A NATUREZA PEDE PAZ
Um
alerta à espécie humana do planeta Terra.
Si vis pacem, para bellum.
Se queres a paz, prepara a guerra, diziam os romanos.
A longa, larga e profunda experiência no curso de
contínua evolução da espécie humana indica, em nosso tempo, a busca da paz.
Além da guerra que a espécie humana trava, há milênios, contra si,
negligentemente descuida também das relações de interdependência com a
natureza. Então, hoje, a recomendação à espécie humana é: se queres a paz, prepara a paz.
Um armistício, um pacto de paz com a vida engloba a
biodiversidade do planeta na qual está inserido o ser humano. Só um limitado
pacto de paz para evitar guerras entre os povos, discriminação de todos os
tipos, preconceitos e desigualdades não terá efeito duradouro se os outros
componentes da biodiversidade – fauna, flora e água – ficarem sob o controle
discricionário do ser humano. O planeta é um só e a casa é comum a todos os
seres vivos que integram a biodiversidade.
A natureza quer paz. O pacto de paz deverá abranger
todas as formas de vida. Dotada de cérebro capaz de associar e elaborar todas
as informações recebidas dos cinco sentidos e expressar seus pensamentos pela
palavra, a espécie humana terá que se dispor a um pacto de paz com a natureza.
A paz com a natureza, isto é, com a sustentação da biodiversidade, é o melhor
senão o único meio de sobreviver no universo como espécie consciente. A espécie
humana é uma unidade de um corpo interplanetário no qual circula o mesmo sangue
existencial.
Penso em três fatores básicos que podem concorrer para
um pacto de paz ecológico. O primeiro fator a considerar é a superpopulação
humana no planeta que arrasta consigo a superpopulação de animais domesticados.
A reprodução dessas populações produz um impacto devastador sobre a sobre a
natureza e a reprodução necessária da biodiversidade.
Os números apresentados no relatório Planeta Vivo (Fundo Mundial para a
Natureza – WWF) são amedrontadores:
20% da floresta amazônica já foi queimada ou destruída. De 1970 a 2014, 60% dos
animais vertebrados desapareceram no mundo. Na zona do Caribe e América Latina,
os números são aterradores. Em 44 anos, 89% dos vertebrados foram sendo
dizimados. Entre 2000 e 2014, o mundo perdeu 920 mil quilômetros quadrados,
superfície similar ao tamanho da França e Alemanha.
“Não pode
haver um futuro saudável e próspero para os homens em um planeta com o clima
desestabilizado, os oceanos sujos, os solos degradados e as matas vazias. Um
planeta despojado de sua biodiversidade.” (Marco Lanbertini, diretor-geral do WWF)
Todas as espécies vivas se servem de elementos comuns
oferecidos pela natureza de nosso planeta: água, ar, sol, terra, ao longo das
estações do ano.
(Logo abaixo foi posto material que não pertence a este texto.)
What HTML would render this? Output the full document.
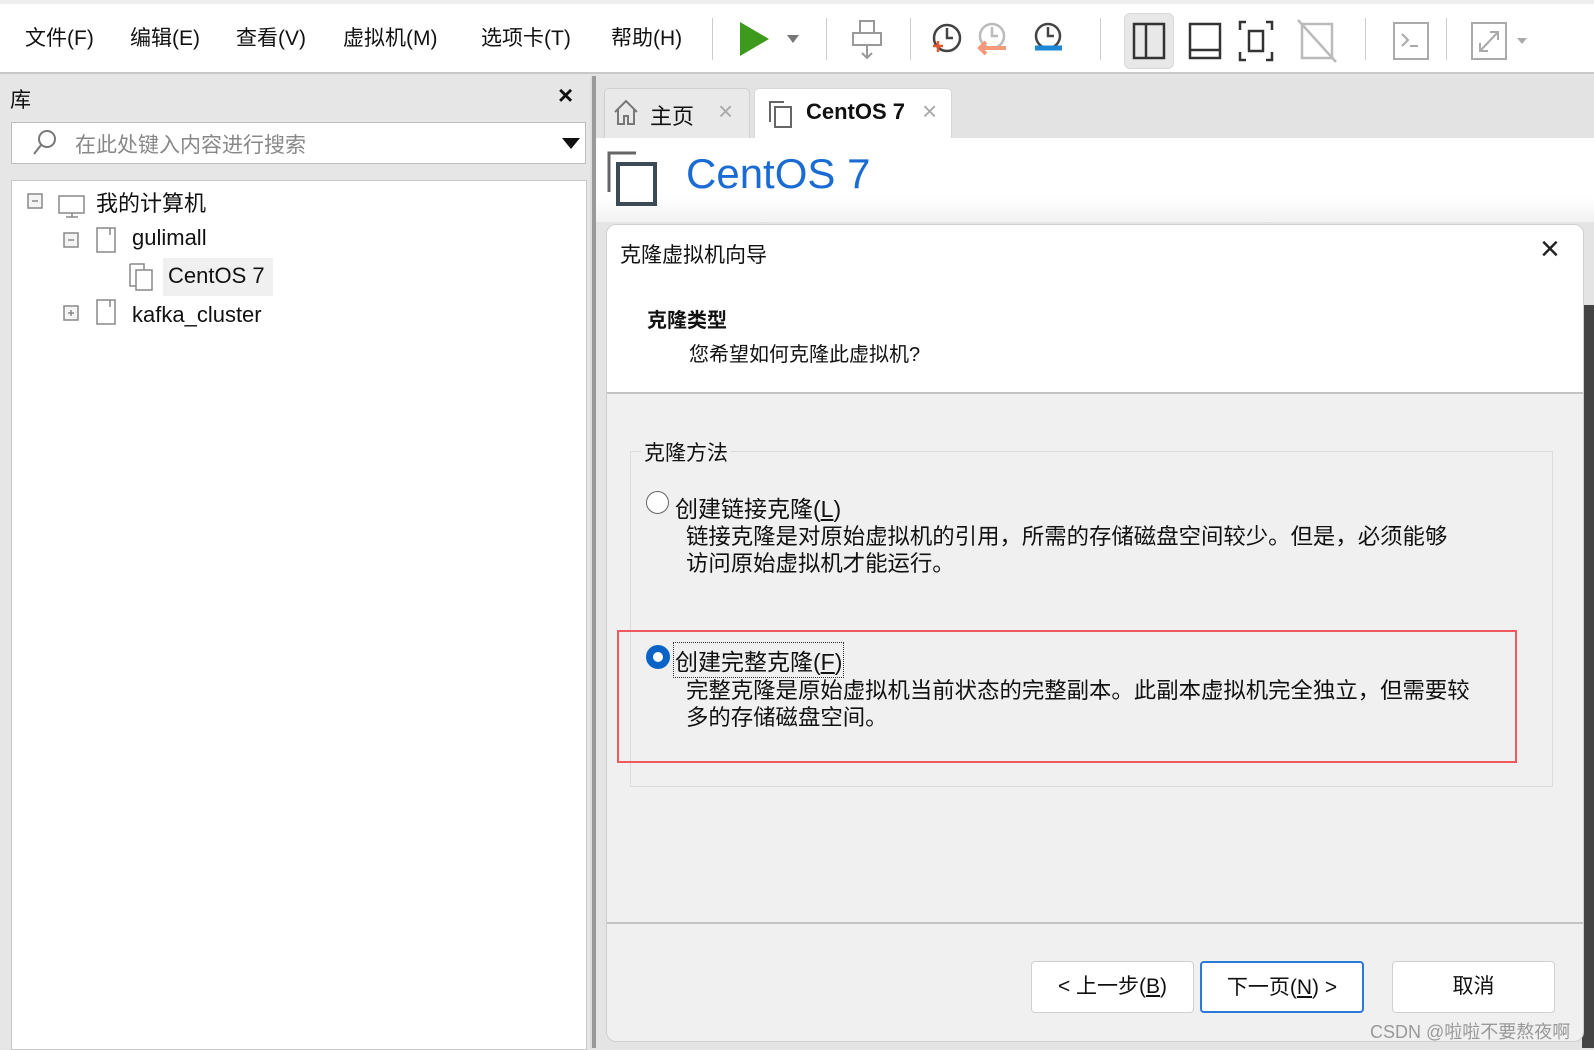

Sabiamente, a natureza estabeleceu um sistema predatório de
controle do crescimento e da reprodução de espécies que garante o equilíbrio
natural.
A única espécie que pode reproduzir-se além das
possibilidades de sobrevivência é o homo
sapiens. A evolução do cérebro e de sua capacidade de ordenar e administrar
os elementos da natureza lhe deu a errônea percepção de que tudo o que existe
está somente à sua disposição. Desprendeu-se do conjunto da biodiversidade e
assenhoreou-se das riquezas do planeta. Sua capacidade de transformar, de
produzir alimentos, abrigos, máquinas e armas estimulou a rapidez da própria
reprodução causando quase insuperáveis condições de sobrevivência à global
biodiversidade da qual depende e à qual pertence.
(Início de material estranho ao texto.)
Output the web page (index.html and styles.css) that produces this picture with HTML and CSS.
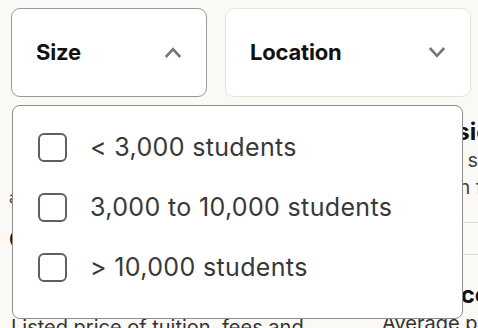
FILE: index.html
```html
<!DOCTYPE html>
<html lang="en">
<head>
    <meta charset="UTF-8">
    <title>College filters</title>
    <link rel="stylesheet" href="styles.css">
</head>
<body>
    <div class="filters">
        <button class="filter-button open">
            <span>Size</span>
            <svg width="18" height="13" viewBox="0 0 18 13"><path d="M1.8 11 L9 3.2 L16.2 11" fill="none" stroke="#767676" stroke-width="2.6"/></svg>
        </button>
        <button class="filter-button">
            <span>Location</span>
            <svg width="18" height="13" viewBox="0 0 18 13"><path d="M1.8 2 L9 9.8 L16.2 2" fill="none" stroke="#767676" stroke-width="2.6"/></svg>
        </button>
    </div>

    <div class="content">
        <div class="col">
            <p class="muted first">a private, four-year school in a city</p>
            <h3 class="heading">Cost</h3>
            <p class="small">Listed price of tuition, fees and</p>
        </div>
        <div class="col">
            <h3 class="heading top">Admissions</h3>
            <p class="muted">Share of students admitted,</p>
            <p class="muted">Based on fall undergraduates</p>
            <div class="rule"></div>
            <div class="rule"></div>
            <h3 class="heading late">Net price</h3>
            <p class="small">Average price paid</p>
        </div>
    </div>

    <div class="dropdown">
        <label class="option"><span class="box"></span>&lt; 3,000 students</label>
        <label class="option"><span class="box"></span>3,000 to 10,000 students</label>
        <label class="option"><span class="box"></span>&gt; 10,000 students</label>
    </div>
</body>
</html>
```

FILE: styles.css
```css
body {
    margin: 0;
    height: 328px;
    background-color: #faf9f5;
    font-family: 'Inter', 'Roboto', sans-serif;
    color: #121212;
    overflow: hidden;
}
.filters {
    display: flex;
    gap: 18px;
    padding: 7.5px 7px 0 11px;
}
.filter-button {
    box-sizing: border-box;
    height: 89px;
    display: flex;
    align-items: center;
    justify-content: space-between;
    padding: 0 24px 0 24px;
    background-color: white;
    border: 1.5px solid #e6e4da;
    border-radius: 9px;
    font-family: 'Inter', sans-serif;
    font-size: 22px;
    font-weight: 700;
    letter-spacing: -0.2px;
    color: #121212;
}
.filter-button:first-child {
    width: 196px;
}
.filter-button:last-child {
    width: 246px;
}
.filter-button.open {
    border-color: #999;
}
.content {
    display: grid;
    grid-template-columns: 373px 1fr;
    padding-left: 9px;
    white-space: nowrap;
}
.col p, .col h3 {
    margin: 0;
}
.heading {
    font-size: 24px;
    font-weight: 700;
    line-height: 30px;
}
.muted {
    font-size: 20px;
    color: #444;
    line-height: 27px;
}
.muted.first {
    font-size: 16px;
    line-height: 22px;
    margin-top: 89px;
}
.col:first-child .heading {
    margin-top: 17px;
}
.small {
    font-size: 20px;
    color: #333;
    line-height: 26px;
    margin-top: 59px !important;
}
.col:first-child .small {
    padding-left: 2px;
}
.heading.top {
    margin-top: 20px;
}
.rule {
    height: 1px;
    background-color: #dcdcdc;
    margin-top: 21px;
}
.rule + .rule {
    margin-top: 31px;
}
.heading.late {
    margin-top: 25px;
}
.col:last-child .small {
    margin-top: 0 !important;
}
.dropdown {
    position: absolute;
    top: 105px;
    left: 12px;
    width: 451px;
    height: 214px;
    box-sizing: border-box;
    padding: 11px 0 0 25px;
    background-color: white;
    border: 1.5px solid #8e8e8e;
    border-radius: 8px;
}
.option {
    display: flex;
    align-items: center;
    gap: 23px;
    height: 60px;
    font-size: 25px;
    letter-spacing: 0.35px;
    color: #383838;
}
.box {
    box-sizing: border-box;
    width: 29px;
    height: 29px;
    border: 2px solid #5c635d;
    border-radius: 6px;
}
```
A espécie humana, diferentemente das outras espécies
animais, tem a capacidade de decidir sobre os limites de sua reprodução
biológica. Esta decisão lhe permite estabelecer as condições de prosperidade,
conforto, bem-estar para sua descendência nas próximas décadas.
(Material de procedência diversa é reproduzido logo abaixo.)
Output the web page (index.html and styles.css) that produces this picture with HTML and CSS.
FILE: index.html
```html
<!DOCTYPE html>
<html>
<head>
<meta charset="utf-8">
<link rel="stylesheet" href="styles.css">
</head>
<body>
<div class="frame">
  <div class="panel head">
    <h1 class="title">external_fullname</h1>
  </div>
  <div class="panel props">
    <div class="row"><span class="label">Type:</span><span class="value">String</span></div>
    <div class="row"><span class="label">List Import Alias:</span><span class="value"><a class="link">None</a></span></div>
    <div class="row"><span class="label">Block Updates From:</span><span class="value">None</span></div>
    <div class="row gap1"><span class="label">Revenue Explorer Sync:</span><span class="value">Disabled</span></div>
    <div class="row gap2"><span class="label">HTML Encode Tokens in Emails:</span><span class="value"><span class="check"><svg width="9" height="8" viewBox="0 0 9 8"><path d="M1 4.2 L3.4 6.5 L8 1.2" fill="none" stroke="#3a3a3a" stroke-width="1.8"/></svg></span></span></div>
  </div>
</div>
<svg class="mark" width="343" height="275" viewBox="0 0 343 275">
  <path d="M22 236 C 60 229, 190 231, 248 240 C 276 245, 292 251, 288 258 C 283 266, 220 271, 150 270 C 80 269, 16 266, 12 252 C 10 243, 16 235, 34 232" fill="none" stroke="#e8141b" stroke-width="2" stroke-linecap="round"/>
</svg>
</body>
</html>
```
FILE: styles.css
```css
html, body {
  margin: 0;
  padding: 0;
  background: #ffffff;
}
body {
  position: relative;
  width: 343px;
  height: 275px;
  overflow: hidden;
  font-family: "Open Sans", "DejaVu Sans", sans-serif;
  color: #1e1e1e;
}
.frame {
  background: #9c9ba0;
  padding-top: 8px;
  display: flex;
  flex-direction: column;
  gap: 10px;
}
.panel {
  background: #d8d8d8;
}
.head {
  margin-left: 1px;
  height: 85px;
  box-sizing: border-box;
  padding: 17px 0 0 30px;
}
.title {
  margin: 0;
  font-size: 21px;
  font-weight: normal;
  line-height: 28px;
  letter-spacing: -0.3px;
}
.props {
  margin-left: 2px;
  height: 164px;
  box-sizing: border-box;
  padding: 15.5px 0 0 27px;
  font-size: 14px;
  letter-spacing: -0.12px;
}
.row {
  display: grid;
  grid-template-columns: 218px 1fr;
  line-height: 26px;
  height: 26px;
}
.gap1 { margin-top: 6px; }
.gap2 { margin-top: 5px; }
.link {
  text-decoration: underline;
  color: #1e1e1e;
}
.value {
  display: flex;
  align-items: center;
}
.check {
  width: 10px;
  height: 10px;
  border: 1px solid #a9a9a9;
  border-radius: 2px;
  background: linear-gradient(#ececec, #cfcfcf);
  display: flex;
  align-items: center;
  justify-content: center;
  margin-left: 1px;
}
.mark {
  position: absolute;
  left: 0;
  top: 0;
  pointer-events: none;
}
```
O controle consciente do crescimento populacional da
espécie humana, contido na simples taxa de reprodução, seja talvez condição
imprescindível para a sustentação da biodiversidade e o pacto de paz com a
natureza. Não há que ignorar o impacto da superpopulação num momento em que
ondas de emigrantes deixam suas casas, seus países, seus laços culturais em
busca da sobrevivência e de paz social.
O segundo fator, ligado ao primeiro, que pode
dificultar o pacto de paz com a natureza é a necessidade cada dia maior de
produção de alimentos para a subsistência de bilhões de pessoas, hoje
malnutridas, oferta de abrigos e de tecnologias diversificadas para o conforto
humano. A produção de alimentos, o desmatamento contínuo, o uso abusivo da
água, a disseminação de venenos (pesticidas, agrotóxicos atacam
indiscriminadamente a biodiversidade) a poluição dos mananciais, rios e oceanos
são uma arma constante contra a sustentação da biodiversidade. A perspectiva de
o planeta ter que alimentar 10 bilhões de pessoas na década de 2040 é
assustadora. Há que se considerar o longo tempo necessário à natureza para
regeneração de florestas devastadas. O tempo da natureza não é o tempo do relógio.
A extinção definitiva de milhares de espécies, praticada pela ação humana,
silenciou nossas matas.
Mudanças climáticas e o aquecimento do planeta
concorrem para aumentar as dificuldades de produção de alimentos e põem em
evidência os limites de bens e riquezas do planeta. Em 2030, a demanda de água será 40% maior do que a
disponibilidade para a preservação da biodiversidade e da sobrevivência humana.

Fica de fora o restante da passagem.